Give till what?

ideas
altruism
Author

James Thompson

Published

June 9, 2024

To help get through my workouts everyday I listen to a podcast. My podcast of choice has changed over time starting with Wesley Livesays great podcasts on the world wars (WW1 and WW2) to The History of Byzantium, but in the last year I have switched from history to tech podcasts and now listen to the Lex Fridman Podcast. So far I really enjoy the topics he discusses and the people who discuss them (even if I don’t quite agree with everything that is said). I strictly listen to podcasts in chronological order so at this time I have only just finished episode 107 which has given me motivation to write today.

I have been quite consumed recently with the idea of my own personal luck in the ovarian lottery and what that ought to mean for me and my life. To come up with a good answer to that is beyond my time or skills but I have come up with the idea that ones level of suffering in their life should not be determined by luck. This position towards the notion that we must reduce suffering as much as possible leads to on to decreasing the expected level of suffering of a random life. The ideal goal would be that the median persons life of suffering is very low. We can’t and shouldn’t try to play god and say their should be no suffering but we should aim for the ideal. To put this in simpler words lets look at a picture.
Two versions of the suffering distribution
Now I surprisingly am not exactly sure what the current suffering distribution is but I believe it to be something of a parabola albeit likely a bit flatter. Thus I feel there is a goal of changing the suffering distribution to move the median person all the way to the left. Now is also a good time to define what I really mean by suffering. Inventing my own definition of suffering seems to be a bit of challenge so I will loosely describe it as the effects of not having adequate food, water, shelter and health. This does cut out a lot of the developed worlds problems but these are not the priority.

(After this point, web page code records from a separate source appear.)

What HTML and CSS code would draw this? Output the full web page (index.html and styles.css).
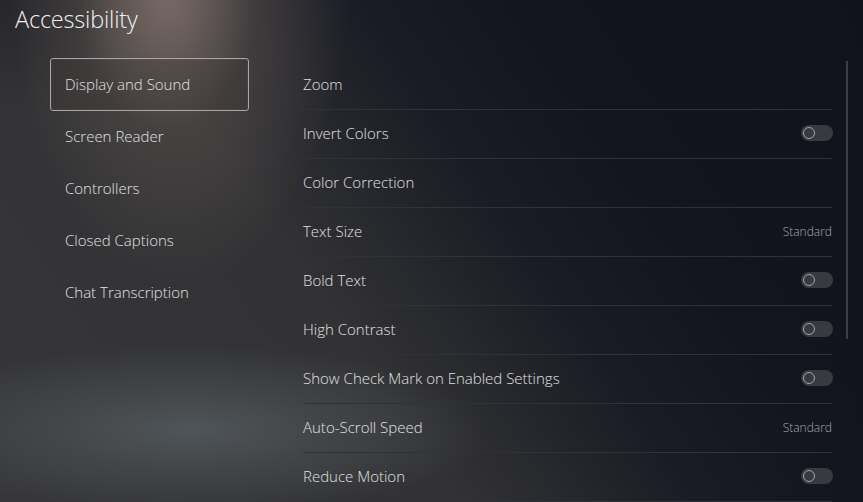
FILE: index.html
```html
<!DOCTYPE html>
<html lang="en">
<head>
<meta charset="utf-8">
<title>Accessibility</title>
<link rel="stylesheet" href="styles.css">
</head>
<body>
<div class="screen">
  <h1 class="title">Accessibility</h1>
  <div class="content">
    <nav class="nav">
      <div class="nav-item selected">Display and Sound</div>
      <div class="nav-item">Screen Reader</div>
      <div class="nav-item">Controllers</div>
      <div class="nav-item">Closed Captions</div>
      <div class="nav-item">Chat Transcription</div>
    </nav>
    <section class="list">
      <div class="row"><span class="label">Zoom</span></div>
      <div class="row"><span class="label">Invert Colors</span><span class="toggle"><span class="knob"></span></span></div>
      <div class="row"><span class="label">Color Correction</span></div>
      <div class="row"><span class="label">Text Size</span><span class="value">Standard</span></div>
      <div class="row"><span class="label">Bold Text</span><span class="toggle"><span class="knob"></span></span></div>
      <div class="row"><span class="label">High Contrast</span><span class="toggle"><span class="knob"></span></span></div>
      <div class="row"><span class="label">Show Check Mark on Enabled Settings</span><span class="toggle"><span class="knob"></span></span></div>
      <div class="row"><span class="label">Auto-Scroll Speed</span><span class="value">Standard</span></div>
      <div class="row"><span class="label">Reduce Motion</span><span class="toggle"><span class="knob"></span></span></div>
    </section>
    <div class="scroll"><div class="thumb"></div></div>
  </div>
</div>
</body>
</html>
```
FILE: styles.css
```css
html, body {
  margin: 0;
  padding: 0;
  height: 100%;
}
body {
  overflow: hidden;
  font-family: "Open Sans", "Noto Sans", sans-serif;
  color: #e2e2e4;
  background-color: #12141d;
}
.screen {
  width: 863px;
  height: 502px;
  overflow: hidden;
  background:
    radial-gradient(ellipse 90px 130px at 165px 0px, rgba(160,140,132,0.45), rgba(160,140,132,0) 100%),
    radial-gradient(ellipse 170px 300px at 180px -20px, rgba(120,106,100,0.55), rgba(120,106,100,0) 100%),
    radial-gradient(ellipse 300px 85px at 190px 430px, rgba(82,88,92,0.9), rgba(82,88,92,0) 100%),
    radial-gradient(ellipse 140px 110px at 0px 0px, rgba(30,30,34,0.55), rgba(30,30,34,0) 100%),
    linear-gradient(56deg, #363638 0%, #323234 38%, #27282d 48%, #1a1c25 58%, #13151e 72%, #11131c 100%);
}
.title {
  margin: 0;
  padding: 3px 0 0 15px;
  height: 40px;
  box-sizing: border-box;
  font-size: 23.5px;
  font-weight: 300;
  line-height: 32px;
  color: #f0f0f0;
  letter-spacing: -0.2px;
}
.content {
  display: flex;
  padding-top: 18px;
}
.nav {
  margin-left: 50px;
  width: 199px;
  display: flex;
  flex-direction: column;
}
.nav-item {
  height: 52px;
  box-sizing: border-box;
  padding-left: 14px;
  padding-bottom: 1px;
  display: flex;
  align-items: center;
  font-size: 15px;
  font-weight: 300;
  color: #e0e0e2;
  border: 1px solid transparent;
  border-radius: 3px;
}
.nav-item.selected {
  height: 53px;
  border-color: #a9a4a6;
  background: rgba(60,52,50,0.3);
  box-shadow: inset 0 0 0 1px rgba(255,255,255,0.04);
}
.nav-item.selected + .nav-item { margin-top: -1px; }
.list {
  margin-left: 54px;
  margin-top: 3px;
  width: 529px;
  display: flex;
  flex-direction: column;
}
.row {
  height: 49px;
  box-sizing: border-box;
  padding-bottom: 2px;
  border-bottom: 1px solid #30323a;
  display: flex;
  align-items: center;
  justify-content: space-between;
}
.label {
  font-size: 15px;
  font-weight: 300;
  color: #e0e0e2;
}
.value {
  font-size: 12px;
  font-weight: 300;
  color: #a9a9ad;
}
.toggle {
  width: 32px;
  height: 16px;
  border-radius: 8px;
  background: #393a40;
  display: flex;
  align-items: center;
  padding-left: 2px;
  box-sizing: border-box;
  margin-right: -1px;
}
.knob {
  width: 12px;
  height: 12px;
  box-sizing: border-box;
  border-radius: 50%;
  border: 1.5px solid #a3a3a8;
}
.scroll {
  margin-left: 14px;
  margin-top: 3px;
  width: 2px;
}
.thumb {
  width: 2px;
  height: 278px;
  background: #3b3e4a;
}
```
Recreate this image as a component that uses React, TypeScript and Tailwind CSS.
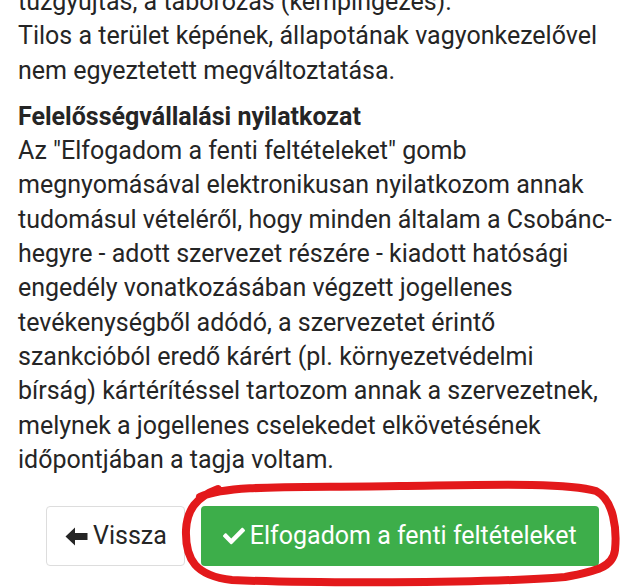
import { FaCheck } from "react-icons/fa";

function ArrowLeft() {
  return (
    <svg width="23" height="19" viewBox="0 0 23 19" className="shrink-0">
      <path d="M0.5 9.5 L10 0.5 L10 6 L22.5 6 L22.5 13 L10 13 L10 18.5 Z" fill="currentColor" strokeLinejoin="round" />
    </svg>
  );
}

export default function App() {
  return (
    <div className="relative w-[637px] h-[588px] overflow-hidden bg-white text-[#252525] font-['Roboto',sans-serif] text-[25px] leading-[34.3px]">
      <div className="px-[18px]">
        <p className="mt-[-15px] mb-[12px]">
          tűzgyújtás, a táborozás (kempingezés).
          <br />
          Tilos a terület képének, állapotának vagyonkezelővel
          <br />
          nem egyeztetett megváltoztatása.
        </p>
        <p className="font-bold">Felelősségvállalási nyilatkozat</p>
        <p>
          Az "Elfogadom a fenti feltételeket" gomb
          <br />
          megnyomásával elektronikusan nyilatkozom annak
          <br />
          tudomásul vételéről, hogy minden általam a Csobánc-
          <br />
          hegyre - adott szervezet részére - kiadott hatósági
          <br />
          engedély vonatkozásában végzett jogellenes
          <br />
          tevékenységből adódó, a szervezetet érintő
          <br />
          szankcióból eredő kárért (pl. környezetvédelmi
          <br />
          bírság) kártérítéssel tartozom annak a szervezetnek,
          <br />
          melynek a jogellenes cselekedet elkövetésének
          <br />
          időpontjában a tagja voltam.
        </p>
        <div className="mt-[29px] flex gap-4 pl-[28px]">
          <button className="flex items-center gap-[5px] rounded-[4px] border border-[#ddd] bg-white pl-[18px] pr-[17px] py-[12px] text-[#252525]">
            <ArrowLeft />
            <span>Vissza</span>
          </button>
          <button className="flex items-center gap-[5px] rounded-[4px] bg-[#3dae4a] px-[22px] py-[12px] text-white">
            <FaCheck className="h-[22px] w-[22px]" />
            <span>Elfogadom a fenti feltételeket</span>
          </button>
        </div>
      </div>
      <svg
        className="pointer-events-none absolute left-0 top-0"
        width="637"
        height="588"
        viewBox="0 0 637 588"
      >
        <path
          d="M200 497 C230 484, 300 488, 400 486 C480 485, 565 482, 596 491 C614 500, 617 530, 615 550 C613 567, 597 571, 565 577 C480 584, 300 583, 232 580 C196 576, 185 560, 186 530 C187 510, 196 497, 218 489"
          fill="none"
          stroke="#e3191b"
          strokeWidth="8"
          strokeLinecap="round"
          strokeLinejoin="round"
        />
      </svg>
    </div>
  );
}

Now that the first step of defining a goal has been mande it is important to come up with action steps to get there. To try and get a handle of the potential action space we can add some axis and bound them. Firstly we have the “how much effort scale”. On one end of the scale I could do absolutely nothing and carry on my life as usual, this would be great for me as I am in a good part of the world with good expected life outcomes. Alternatively on the other extreme I could buy a one way ticket to the developing world and spend my whole life trying to help with education or building huts etc, this would require a lot of effort and sacrifice. Now a second axis which is also important is the outcome. Worst case the outcome could be unsuccessful like trying to give food to a famine stricken country but the local warlord has sneakily corrupted the supply chain and is just stealing it all for his own use. On the other hand a greatly successful outcome is giving money directly to a collapsing community and they use it to build some infrastructure that lets them grow their own food and they become self sufficient, then they have surplus start a small research group and cure cancer (I may have gotten carried away with). This means that the action spaces look a bit like this:

Action space

There are three important extremes here. - Purple:We don’t want to be Purple as this just increases our owns suffering while reducing little to none elsewhere in the world. - Yellow: Most people are probably her which is little effort (or thought) with also little outcome. - Red: Ideally we want to aim here which I like to think of the 20% of effort that gets you 80% of the way there. Now my actions to take must to something that requires little effort (which is great because biology is inherently lazy) but has real outcome.

Now back to the podcast, the guest of this particular episode was Peter Singer. Now Peter Singer has lots of ideas and has written many great books. Not everything he says everyone agree with (like myself) but one of his key points he makes is we should “give till it (almost) hurts”. I really like this statement as it highlights two main points; you can probably give (much) more than you do now and that your giving won’t really effect you. If we combine this with effective giving by using some of the ideas and concepts developed from the Effective Altruism movement than it sounds like we are getting into the red zone. Therefore the action to undertake should be giving my money until it almost effects me.

Therefore what is my implementation going to be. Well I was already giving weekly about 5% of my income, I started this after I finished at University because for the first time I was getting paid like a real adult and had some spare money. But now really when I think about it I could give an extra 5% each week by diverting my personal “spend on whatever I want money” into some more regular donations. Thus my budget is updated and I now give 10% each week. Doing this feels like it should hurt me but it probably won’t, I can still live the normal developed world experience yet. But while living this normal developed world life I can hopefully me making some effect on the suffering distribution of the world.

I implore you to also think about this a bit more, listen to the podcast or use google directly yourself.